As for the two Mitchell children, the director based both (including Katie and younger brother Aaron, a dinosaur-loving, antisocial wallflower) on himself (sorry to his older siblings). “Aaron was me as a very young kid,” he says. “I was very obsessive and really did call video-game stores to be like, ‘Do you want to talk to me about the latest Dreamcast release?’”
For Katie, the film’s college-age protagonist, Rianda describes her as the impassioned, frenzied artist he was as a teen, one perpetually at odds with his (then and now) technologically inept father. Describing Katie’s roots, Rianda immediately performs an impromptu tête-à-tête between himself and his father growing up.
“Why don’t you like hunting and killing deer?” he says, mimicking a deep, fatherly baritone.
“I’m going to draw in the back seat. No thank you, father!” he says in a prepubescent high-pitched half-scream.
But when I ask about how Katie differs from him, Rianda’s cadence lowers for the first time on our call. His chortle turns into a chuckle. Rianda wrote Katie as a queer character, though he identifies as a straight white man. “Am I allowed to do this?” Rianda says he asked himself during production.
Animators on the film, and later a postproduction screening with GLAAD, informed Rianda that, yes, he could tell an authentic, subtle queer story even if he himself does not identify as gay. In fact, doing so turned out to be a loving homage to the many LGBTQ+ members of the film’s cast and crew. “The movie in a million ways started with my idea, but all these people and all these great artists brought so much to it,” he says.
Throughout our call, Rianda repeatedly emphasized that making the film, which largely occurred before the pandemic, was collaborative — that the team had, in the process of creating a semi-fictional family, become a real one. Executive producers Phil Lord and Christopher Miller, the minds behind the Oscar-winning animated film Spider-Man: Into the Spider-Verse, showed him how to make an animated movie “look like a drawing,” not some uncanny-valley AI. And in the studio, Rianda spent the most time recording with Abbi Jacobson, the openly queer Broad City alum and Disenchantment actress who voices Katie. Initially, he served as her stand-in scene partner while they tried to cast Aaron. Eventually, Rianda just filled the role himself. “I was so happy he ended up voicing Aaron,” Jacobson says. “He’s such a wonderful director for an actor because he gets the process. He let me play a lot.”

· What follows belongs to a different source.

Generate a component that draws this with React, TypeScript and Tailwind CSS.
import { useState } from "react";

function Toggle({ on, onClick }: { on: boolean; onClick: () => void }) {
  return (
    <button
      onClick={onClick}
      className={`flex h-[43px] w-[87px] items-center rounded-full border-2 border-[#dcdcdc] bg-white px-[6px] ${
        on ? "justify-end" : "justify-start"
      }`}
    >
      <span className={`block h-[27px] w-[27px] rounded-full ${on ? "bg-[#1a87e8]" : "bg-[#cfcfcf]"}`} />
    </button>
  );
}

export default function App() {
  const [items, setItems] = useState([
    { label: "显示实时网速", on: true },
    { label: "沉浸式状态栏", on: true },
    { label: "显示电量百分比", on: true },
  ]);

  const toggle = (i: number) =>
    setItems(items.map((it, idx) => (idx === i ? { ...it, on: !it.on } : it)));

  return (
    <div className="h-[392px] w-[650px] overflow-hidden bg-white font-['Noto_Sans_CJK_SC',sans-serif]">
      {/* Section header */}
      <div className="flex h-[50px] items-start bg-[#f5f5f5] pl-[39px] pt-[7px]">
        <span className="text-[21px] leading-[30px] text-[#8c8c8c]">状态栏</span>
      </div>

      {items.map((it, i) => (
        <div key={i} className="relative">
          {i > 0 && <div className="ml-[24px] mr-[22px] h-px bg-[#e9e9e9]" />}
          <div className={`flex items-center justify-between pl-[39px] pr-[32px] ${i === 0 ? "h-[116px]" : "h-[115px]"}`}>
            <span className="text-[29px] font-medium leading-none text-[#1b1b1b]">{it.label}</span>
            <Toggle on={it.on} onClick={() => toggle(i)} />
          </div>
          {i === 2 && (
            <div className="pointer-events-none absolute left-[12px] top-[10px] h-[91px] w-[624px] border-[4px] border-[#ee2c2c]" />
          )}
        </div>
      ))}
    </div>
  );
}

Playful might be the best way to describe Rianda. Even on Zoom, he exudes the perpetual, sometimes unsettling, positivity of a camp counselor but with the intention and specificity of a late-career director. And it turns out Rianda was right to bet on the universality of his family’s idiosyncrasies. “The movie is really about trying to reflect reality as closely as we can in the real parts and have the fantastical parts as zany as possible,” Rianda says. “Art has done that to me before. I’ve seen movies before [and thought], I need to call my grandma. As weird as the movie is, we really did have a goal to hopefully, maybe, bring families together.”
It will, soon, for the Rianda clan: His parents are venturing down to Los Angeles for their son’s film opening. A testament to the love for their son, his dad is skipping a hunting trip originally planned for the same weekend. “He’s very proud,” Rianda says. “And my mom just, like, tells the cashier at Star Market, ‘Hey, have you heard about my son’s movie?’ They are both very excited … even though my dad does still love hunting.”